**EXERCISE AIM**
Can you pull out each line of the data below that includes the word "components"?

-- MATERIAL PROVIDED start --

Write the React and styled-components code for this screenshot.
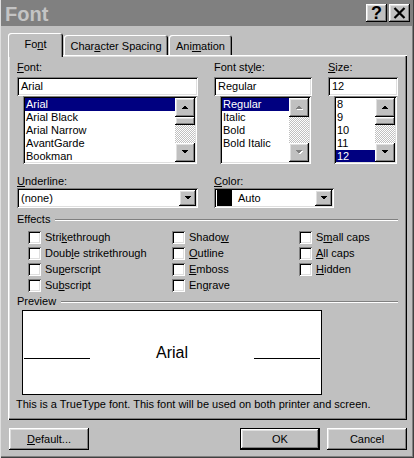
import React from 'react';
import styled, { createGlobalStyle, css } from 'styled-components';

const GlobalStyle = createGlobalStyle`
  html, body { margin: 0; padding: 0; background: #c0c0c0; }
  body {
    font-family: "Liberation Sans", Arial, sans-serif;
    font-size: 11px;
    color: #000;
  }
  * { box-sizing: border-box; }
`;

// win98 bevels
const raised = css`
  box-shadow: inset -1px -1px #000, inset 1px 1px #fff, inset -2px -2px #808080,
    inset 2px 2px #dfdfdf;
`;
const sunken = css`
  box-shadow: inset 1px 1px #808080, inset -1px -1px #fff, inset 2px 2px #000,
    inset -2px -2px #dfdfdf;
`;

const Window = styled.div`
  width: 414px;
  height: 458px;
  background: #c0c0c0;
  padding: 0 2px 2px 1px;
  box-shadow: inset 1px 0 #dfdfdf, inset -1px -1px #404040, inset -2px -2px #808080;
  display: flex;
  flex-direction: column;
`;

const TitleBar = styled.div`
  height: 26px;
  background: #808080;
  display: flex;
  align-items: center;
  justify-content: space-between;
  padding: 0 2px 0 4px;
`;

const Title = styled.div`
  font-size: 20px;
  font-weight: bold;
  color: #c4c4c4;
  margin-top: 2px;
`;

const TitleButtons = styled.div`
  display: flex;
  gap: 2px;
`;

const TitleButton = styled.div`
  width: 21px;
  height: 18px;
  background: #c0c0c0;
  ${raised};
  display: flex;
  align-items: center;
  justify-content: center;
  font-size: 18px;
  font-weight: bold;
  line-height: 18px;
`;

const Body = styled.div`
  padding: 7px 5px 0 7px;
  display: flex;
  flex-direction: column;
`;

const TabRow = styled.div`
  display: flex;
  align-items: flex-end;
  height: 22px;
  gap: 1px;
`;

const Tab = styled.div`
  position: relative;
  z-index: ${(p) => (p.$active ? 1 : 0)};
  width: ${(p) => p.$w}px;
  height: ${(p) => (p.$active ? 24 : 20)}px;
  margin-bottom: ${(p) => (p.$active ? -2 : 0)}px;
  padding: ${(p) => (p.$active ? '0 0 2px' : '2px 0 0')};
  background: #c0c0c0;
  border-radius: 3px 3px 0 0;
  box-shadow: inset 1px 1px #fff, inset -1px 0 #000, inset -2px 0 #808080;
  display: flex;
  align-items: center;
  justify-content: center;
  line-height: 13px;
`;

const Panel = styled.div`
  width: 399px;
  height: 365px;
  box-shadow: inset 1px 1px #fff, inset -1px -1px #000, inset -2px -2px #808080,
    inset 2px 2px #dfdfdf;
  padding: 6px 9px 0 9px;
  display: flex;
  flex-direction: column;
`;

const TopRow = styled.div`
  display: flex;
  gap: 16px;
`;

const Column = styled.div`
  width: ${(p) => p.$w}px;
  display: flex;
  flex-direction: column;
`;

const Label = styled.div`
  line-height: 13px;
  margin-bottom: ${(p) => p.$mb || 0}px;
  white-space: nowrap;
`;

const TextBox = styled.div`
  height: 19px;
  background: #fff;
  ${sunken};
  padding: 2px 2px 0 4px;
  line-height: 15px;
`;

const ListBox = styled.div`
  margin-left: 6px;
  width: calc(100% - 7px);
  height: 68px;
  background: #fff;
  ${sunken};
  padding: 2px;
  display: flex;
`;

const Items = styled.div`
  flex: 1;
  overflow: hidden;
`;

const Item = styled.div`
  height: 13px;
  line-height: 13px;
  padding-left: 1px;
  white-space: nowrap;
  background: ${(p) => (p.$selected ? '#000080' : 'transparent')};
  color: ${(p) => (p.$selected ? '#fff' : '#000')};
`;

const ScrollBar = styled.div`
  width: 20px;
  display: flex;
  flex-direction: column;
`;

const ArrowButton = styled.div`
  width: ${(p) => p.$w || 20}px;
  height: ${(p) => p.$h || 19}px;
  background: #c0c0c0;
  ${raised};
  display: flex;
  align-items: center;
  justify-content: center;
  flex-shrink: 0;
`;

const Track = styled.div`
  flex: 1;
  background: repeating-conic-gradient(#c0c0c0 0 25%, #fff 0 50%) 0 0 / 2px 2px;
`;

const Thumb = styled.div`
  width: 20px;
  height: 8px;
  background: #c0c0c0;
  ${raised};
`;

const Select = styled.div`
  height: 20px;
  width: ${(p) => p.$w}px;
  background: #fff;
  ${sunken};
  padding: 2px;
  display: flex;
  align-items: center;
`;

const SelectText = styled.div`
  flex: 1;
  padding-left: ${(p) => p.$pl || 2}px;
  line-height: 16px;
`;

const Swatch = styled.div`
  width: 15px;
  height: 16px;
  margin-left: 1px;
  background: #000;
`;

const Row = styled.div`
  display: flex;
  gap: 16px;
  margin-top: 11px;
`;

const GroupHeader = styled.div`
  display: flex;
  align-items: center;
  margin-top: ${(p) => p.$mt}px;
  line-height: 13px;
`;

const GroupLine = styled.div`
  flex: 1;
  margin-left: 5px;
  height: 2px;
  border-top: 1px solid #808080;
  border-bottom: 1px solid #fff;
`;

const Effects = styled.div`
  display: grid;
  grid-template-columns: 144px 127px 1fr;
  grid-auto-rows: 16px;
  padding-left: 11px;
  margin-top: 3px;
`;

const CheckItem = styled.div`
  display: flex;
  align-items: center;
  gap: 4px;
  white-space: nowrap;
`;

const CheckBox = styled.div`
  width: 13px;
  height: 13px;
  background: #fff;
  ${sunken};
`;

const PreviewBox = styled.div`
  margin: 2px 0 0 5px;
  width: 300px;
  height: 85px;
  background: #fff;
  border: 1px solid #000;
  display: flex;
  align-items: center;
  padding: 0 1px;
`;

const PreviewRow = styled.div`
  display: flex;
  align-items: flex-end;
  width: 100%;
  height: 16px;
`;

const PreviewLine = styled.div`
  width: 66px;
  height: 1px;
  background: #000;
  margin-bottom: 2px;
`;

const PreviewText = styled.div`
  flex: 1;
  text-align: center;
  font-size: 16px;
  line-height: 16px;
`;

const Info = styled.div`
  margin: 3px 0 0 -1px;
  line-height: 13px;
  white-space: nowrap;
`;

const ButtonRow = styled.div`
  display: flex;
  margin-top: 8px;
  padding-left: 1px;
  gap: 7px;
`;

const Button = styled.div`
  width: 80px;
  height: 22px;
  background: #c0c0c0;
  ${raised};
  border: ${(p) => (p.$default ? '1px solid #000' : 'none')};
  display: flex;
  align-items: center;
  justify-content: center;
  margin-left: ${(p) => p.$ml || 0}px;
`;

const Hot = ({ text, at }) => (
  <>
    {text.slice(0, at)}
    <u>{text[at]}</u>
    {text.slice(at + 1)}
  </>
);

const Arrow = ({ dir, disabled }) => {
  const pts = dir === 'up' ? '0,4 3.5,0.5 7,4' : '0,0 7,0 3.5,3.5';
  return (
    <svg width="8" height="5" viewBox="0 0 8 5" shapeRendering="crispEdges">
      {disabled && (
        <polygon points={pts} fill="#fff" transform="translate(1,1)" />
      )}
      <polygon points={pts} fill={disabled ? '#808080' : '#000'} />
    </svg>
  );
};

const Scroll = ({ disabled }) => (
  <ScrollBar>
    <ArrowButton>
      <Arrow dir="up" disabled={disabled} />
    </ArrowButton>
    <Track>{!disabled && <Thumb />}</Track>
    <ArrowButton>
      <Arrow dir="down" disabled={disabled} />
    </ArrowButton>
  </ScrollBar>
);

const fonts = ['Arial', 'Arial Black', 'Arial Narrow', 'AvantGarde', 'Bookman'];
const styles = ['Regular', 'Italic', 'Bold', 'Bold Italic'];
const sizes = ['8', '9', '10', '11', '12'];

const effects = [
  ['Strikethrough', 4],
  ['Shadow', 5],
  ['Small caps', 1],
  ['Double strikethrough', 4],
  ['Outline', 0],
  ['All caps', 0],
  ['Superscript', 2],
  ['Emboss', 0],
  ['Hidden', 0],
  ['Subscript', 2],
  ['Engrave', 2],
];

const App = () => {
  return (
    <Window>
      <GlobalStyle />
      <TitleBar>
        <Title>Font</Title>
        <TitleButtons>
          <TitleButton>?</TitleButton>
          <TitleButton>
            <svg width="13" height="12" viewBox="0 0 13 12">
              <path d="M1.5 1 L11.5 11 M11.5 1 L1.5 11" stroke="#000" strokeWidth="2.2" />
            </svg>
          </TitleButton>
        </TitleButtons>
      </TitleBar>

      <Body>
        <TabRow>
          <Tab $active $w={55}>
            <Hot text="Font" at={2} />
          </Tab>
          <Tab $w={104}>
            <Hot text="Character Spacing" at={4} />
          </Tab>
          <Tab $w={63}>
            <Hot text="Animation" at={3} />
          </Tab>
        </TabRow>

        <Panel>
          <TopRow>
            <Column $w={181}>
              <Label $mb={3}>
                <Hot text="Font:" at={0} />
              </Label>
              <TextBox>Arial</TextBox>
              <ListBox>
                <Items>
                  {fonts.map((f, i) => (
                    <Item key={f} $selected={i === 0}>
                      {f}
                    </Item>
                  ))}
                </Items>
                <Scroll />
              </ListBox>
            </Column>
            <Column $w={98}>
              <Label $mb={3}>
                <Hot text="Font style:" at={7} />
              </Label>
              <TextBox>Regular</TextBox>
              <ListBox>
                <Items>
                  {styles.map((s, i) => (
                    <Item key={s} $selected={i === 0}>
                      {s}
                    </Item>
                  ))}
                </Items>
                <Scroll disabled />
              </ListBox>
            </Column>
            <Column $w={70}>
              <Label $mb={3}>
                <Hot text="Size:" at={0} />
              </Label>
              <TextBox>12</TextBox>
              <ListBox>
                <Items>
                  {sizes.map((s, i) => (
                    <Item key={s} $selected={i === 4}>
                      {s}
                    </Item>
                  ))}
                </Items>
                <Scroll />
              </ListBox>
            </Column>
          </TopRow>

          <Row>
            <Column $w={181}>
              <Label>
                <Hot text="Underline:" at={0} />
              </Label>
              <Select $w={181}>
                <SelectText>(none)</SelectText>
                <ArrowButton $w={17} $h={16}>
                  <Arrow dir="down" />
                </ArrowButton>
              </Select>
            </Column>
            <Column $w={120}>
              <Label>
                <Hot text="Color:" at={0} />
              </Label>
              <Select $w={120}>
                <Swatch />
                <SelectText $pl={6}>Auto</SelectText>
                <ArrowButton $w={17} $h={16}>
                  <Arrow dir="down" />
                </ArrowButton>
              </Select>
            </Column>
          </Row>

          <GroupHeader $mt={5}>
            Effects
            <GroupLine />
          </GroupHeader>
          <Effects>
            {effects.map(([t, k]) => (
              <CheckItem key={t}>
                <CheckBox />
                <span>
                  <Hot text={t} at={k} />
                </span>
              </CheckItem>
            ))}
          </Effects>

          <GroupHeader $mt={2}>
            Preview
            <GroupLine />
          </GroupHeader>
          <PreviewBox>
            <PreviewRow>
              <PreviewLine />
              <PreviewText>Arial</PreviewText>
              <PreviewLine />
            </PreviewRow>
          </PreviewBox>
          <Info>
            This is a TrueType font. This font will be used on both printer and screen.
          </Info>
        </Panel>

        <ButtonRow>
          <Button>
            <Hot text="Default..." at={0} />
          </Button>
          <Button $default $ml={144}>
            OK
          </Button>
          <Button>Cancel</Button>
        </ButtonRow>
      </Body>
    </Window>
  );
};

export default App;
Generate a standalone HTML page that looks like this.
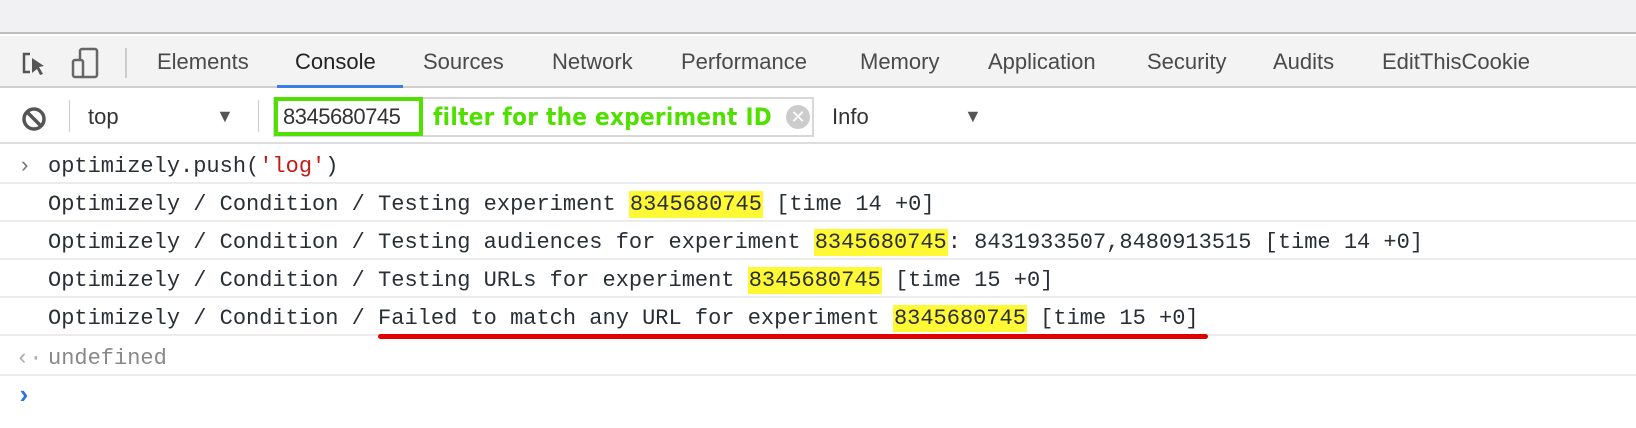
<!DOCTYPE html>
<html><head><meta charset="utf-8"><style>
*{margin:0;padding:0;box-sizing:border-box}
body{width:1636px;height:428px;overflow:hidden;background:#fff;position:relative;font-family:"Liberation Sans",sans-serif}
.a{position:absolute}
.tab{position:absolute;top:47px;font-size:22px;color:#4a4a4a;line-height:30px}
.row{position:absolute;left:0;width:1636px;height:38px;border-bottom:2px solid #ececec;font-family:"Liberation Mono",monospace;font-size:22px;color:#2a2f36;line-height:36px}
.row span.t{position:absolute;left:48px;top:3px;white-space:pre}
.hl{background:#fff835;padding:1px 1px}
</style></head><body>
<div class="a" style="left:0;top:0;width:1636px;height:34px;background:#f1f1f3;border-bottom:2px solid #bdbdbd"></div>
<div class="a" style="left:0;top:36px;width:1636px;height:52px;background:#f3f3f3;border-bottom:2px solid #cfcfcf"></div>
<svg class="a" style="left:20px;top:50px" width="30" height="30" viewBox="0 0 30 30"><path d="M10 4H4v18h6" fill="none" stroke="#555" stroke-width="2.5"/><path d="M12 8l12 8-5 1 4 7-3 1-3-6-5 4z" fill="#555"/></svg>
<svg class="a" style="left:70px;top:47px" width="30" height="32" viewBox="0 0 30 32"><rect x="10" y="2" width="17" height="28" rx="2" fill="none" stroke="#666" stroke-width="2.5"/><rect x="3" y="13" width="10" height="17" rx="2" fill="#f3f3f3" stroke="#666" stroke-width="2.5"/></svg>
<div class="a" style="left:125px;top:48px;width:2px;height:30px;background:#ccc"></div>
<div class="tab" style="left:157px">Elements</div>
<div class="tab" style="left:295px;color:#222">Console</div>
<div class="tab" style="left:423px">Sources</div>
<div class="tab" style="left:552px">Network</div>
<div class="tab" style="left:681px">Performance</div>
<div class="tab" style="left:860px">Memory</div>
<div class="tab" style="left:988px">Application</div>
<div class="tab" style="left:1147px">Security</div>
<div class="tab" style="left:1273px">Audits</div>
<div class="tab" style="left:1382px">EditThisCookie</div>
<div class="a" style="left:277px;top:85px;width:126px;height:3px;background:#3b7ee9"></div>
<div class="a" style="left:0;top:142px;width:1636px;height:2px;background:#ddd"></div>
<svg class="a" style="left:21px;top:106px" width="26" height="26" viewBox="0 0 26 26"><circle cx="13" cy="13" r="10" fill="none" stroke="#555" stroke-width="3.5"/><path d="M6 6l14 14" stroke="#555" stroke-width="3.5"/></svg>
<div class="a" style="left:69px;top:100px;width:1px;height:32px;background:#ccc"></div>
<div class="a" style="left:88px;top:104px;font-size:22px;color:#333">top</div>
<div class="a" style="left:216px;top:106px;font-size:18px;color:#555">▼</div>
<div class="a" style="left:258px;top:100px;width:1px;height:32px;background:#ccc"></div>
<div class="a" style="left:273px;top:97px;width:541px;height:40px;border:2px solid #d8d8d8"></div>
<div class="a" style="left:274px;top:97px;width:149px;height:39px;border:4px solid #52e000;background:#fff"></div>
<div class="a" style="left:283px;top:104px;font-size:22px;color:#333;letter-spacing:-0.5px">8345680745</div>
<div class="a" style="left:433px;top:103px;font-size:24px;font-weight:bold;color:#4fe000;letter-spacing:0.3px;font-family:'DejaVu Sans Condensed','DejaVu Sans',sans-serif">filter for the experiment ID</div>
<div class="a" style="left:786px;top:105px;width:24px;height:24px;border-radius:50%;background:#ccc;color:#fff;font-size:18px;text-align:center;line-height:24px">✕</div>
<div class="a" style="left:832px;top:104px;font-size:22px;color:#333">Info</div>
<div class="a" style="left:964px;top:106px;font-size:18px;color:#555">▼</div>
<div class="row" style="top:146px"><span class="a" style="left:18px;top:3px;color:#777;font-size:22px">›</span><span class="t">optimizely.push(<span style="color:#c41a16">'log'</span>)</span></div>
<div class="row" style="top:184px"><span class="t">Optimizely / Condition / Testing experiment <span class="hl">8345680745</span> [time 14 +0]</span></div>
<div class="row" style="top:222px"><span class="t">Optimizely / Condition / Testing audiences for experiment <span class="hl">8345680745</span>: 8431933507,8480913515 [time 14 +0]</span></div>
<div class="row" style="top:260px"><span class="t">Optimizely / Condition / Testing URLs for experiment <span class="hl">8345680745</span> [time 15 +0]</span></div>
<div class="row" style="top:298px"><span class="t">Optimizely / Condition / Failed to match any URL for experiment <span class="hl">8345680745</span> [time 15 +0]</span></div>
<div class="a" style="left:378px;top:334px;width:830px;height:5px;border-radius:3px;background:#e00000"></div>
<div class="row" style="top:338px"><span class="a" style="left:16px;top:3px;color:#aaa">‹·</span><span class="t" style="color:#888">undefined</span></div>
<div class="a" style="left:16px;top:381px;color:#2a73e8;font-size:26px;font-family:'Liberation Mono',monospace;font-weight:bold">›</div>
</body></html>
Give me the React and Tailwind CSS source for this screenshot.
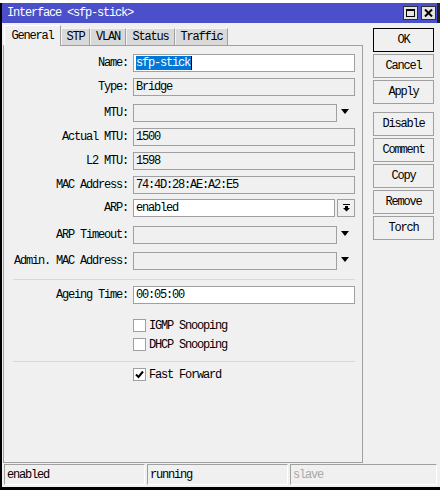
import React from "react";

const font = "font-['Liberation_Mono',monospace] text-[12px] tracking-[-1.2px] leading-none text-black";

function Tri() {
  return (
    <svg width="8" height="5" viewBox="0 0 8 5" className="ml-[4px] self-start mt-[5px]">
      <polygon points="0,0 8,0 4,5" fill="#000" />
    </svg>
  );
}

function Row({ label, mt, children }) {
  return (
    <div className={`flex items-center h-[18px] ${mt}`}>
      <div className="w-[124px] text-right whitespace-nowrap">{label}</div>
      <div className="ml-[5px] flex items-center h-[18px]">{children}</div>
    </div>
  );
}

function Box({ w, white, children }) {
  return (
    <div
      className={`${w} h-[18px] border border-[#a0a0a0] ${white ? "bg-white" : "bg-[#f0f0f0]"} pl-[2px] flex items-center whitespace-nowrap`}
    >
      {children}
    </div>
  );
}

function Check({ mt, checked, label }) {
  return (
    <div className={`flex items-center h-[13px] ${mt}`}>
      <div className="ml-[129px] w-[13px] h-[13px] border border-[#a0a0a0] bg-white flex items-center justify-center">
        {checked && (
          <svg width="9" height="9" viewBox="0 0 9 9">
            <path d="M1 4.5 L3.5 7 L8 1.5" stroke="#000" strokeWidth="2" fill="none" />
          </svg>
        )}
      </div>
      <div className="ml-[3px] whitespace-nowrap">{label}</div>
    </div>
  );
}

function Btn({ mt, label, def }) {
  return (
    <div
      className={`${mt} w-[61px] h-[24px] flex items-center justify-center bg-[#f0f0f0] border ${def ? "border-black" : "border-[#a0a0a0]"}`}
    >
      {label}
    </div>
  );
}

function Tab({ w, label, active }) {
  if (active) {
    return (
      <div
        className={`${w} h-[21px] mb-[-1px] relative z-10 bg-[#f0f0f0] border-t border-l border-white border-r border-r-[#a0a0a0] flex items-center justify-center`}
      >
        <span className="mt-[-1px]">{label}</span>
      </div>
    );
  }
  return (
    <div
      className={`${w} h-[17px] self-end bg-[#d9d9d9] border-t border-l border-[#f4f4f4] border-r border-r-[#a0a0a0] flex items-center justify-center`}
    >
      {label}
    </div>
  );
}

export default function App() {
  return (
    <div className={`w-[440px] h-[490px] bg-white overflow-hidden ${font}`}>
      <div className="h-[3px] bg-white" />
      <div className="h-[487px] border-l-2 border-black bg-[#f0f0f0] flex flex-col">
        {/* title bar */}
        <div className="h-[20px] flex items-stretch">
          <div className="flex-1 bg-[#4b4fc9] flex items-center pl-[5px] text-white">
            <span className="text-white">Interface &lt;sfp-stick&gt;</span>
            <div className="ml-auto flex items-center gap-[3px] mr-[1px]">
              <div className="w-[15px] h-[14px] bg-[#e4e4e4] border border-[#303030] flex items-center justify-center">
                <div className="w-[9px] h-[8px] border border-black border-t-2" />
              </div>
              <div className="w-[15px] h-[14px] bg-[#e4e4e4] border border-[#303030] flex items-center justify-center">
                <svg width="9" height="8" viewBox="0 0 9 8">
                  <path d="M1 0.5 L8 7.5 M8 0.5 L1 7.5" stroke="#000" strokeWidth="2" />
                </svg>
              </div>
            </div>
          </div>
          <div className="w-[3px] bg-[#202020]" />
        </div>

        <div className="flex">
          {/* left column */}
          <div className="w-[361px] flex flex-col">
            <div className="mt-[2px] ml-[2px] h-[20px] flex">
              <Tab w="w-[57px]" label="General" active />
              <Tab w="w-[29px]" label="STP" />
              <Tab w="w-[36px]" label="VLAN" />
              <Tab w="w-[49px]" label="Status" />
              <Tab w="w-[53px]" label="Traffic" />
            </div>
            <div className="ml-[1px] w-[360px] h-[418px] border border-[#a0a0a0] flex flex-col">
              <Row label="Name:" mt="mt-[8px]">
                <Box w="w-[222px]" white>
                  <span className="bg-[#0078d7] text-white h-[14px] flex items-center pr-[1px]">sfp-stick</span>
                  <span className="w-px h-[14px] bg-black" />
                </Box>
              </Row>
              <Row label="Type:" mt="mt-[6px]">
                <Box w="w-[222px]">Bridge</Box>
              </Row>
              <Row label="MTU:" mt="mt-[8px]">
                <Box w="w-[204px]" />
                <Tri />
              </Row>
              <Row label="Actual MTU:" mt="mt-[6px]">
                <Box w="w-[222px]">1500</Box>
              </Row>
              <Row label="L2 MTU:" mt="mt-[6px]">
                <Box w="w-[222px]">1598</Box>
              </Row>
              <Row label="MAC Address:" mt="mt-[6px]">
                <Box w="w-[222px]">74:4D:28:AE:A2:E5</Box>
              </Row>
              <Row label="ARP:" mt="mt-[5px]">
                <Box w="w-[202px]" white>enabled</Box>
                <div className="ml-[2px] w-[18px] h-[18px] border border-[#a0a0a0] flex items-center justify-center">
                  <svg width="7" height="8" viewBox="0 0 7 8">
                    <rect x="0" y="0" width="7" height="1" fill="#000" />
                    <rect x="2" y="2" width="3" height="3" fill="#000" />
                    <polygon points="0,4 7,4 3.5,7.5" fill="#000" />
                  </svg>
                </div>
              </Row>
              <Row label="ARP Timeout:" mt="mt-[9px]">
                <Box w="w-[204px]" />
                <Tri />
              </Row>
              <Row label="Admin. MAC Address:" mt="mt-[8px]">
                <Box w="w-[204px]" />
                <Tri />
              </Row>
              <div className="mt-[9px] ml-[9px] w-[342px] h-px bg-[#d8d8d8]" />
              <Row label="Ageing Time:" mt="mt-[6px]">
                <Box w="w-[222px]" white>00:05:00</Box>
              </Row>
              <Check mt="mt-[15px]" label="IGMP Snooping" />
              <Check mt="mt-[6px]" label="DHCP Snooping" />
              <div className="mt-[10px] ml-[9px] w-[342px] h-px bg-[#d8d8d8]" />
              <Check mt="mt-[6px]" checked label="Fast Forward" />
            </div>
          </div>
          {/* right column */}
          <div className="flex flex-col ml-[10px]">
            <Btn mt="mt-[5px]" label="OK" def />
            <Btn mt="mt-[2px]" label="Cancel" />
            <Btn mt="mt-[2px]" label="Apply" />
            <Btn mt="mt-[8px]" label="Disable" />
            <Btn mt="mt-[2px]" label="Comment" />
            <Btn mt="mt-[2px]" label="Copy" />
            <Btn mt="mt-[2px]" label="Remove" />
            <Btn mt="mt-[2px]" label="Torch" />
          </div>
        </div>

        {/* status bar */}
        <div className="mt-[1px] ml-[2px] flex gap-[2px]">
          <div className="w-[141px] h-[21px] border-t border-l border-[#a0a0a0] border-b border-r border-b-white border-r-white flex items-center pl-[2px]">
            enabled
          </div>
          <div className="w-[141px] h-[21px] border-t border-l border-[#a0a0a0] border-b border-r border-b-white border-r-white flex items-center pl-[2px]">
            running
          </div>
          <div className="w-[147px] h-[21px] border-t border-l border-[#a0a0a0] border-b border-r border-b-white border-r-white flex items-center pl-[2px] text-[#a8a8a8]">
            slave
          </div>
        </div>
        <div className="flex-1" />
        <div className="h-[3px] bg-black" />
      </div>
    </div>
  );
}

-- MATERIAL PROVIDED end --

**THE ANSWER**
Write the React and styled-components code for this screenshot.
import styled, { createGlobalStyle, css } from 'styled-components';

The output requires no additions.